Mon May 1 07:22:46 UTC 2017

sometime user space submits bad command steam to kernel and with current scheme
gpu-scheduler will always resubmit all un-signaled job to hw ring after gpu reset
thus this bad submit will infinitly trigger GPU hang.
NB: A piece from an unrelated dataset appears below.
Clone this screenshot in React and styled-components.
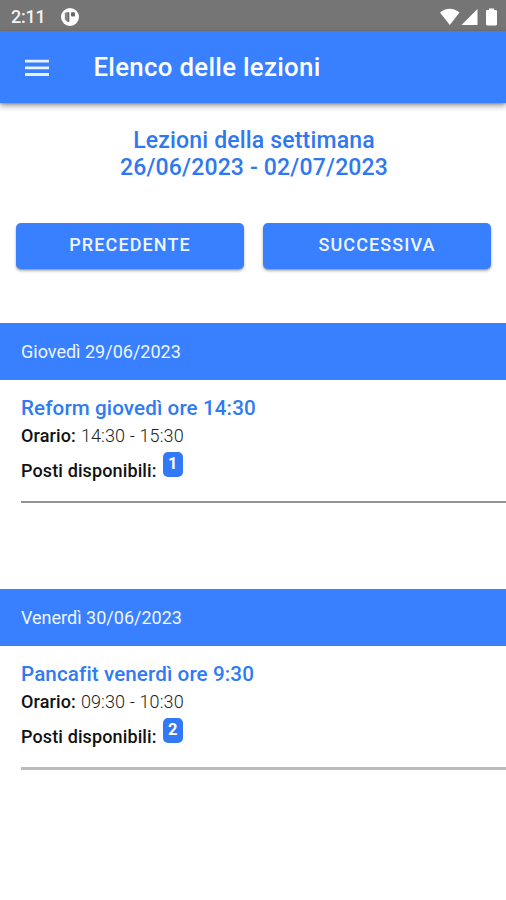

this patch serials implement a system called guilty context, which can avoid submitting
malicious jobs and invalidate the related context behind them, that way the regular
application can still continue to run, and other VF can also suffer less GPU time reductions

the guilty charge is simple: if a job hang too much times exceeds the threshold, we
consider it guilty, and we invalidates the context behind it, and pop out all job in
its entities of each scheduler. the next IOCTL on this CTX handler will get -ENODEV
error thus UMD can know this context is released by driver due to its malicious 
command submit.

Monk Liu (5):
  drm/amdgpu:keep ctx alive till all job finished
  drm/amdgpu:some modifications in amdgpu_ctx
  drm/amdgpu:Impl guilty ctx feature for sriov TDR
  drm/amdgpu:change sriov_gpu_reset interface
  drm/amdgpu:sriov TDR only recover hang ring

 drivers/gpu/drm/amd/amdgpu/amdgpu.h           | 12 +++-
 drivers/gpu/drm/amd/amdgpu/amdgpu_cs.c        | 26 ++++----
 drivers/gpu/drm/amd/amdgpu/amdgpu_ctx.c       | 39 ++++++++++--
 drivers/gpu/drm/amd/amdgpu/amdgpu_device.c    | 43 ++++++++++---
 drivers/gpu/drm/amd/amdgpu/amdgpu_drv.c       |  3 +
 drivers/gpu/drm/amd/amdgpu/amdgpu_fence.c     |  6 ++
 drivers/gpu/drm/amd/amdgpu/amdgpu_job.c       | 30 +++++++--
 drivers/gpu/drm/amd/amdgpu/amdgpu_ring.h      |  1 +
 drivers/gpu/drm/amd/amdgpu/amdgpu_virt.h      |  2 +-
 drivers/gpu/drm/amd/amdgpu/mxgpu_ai.c         |  2 +-
 drivers/gpu/drm/amd/amdgpu/mxgpu_vi.c         |  2 +-
 drivers/gpu/drm/amd/scheduler/gpu_scheduler.c | 87 ++++++++++++++++++++++++---
 drivers/gpu/drm/amd/scheduler/gpu_scheduler.h |  3 +
 13 files changed, 209 insertions(+), 47 deletions(-)

-- 
2.7.4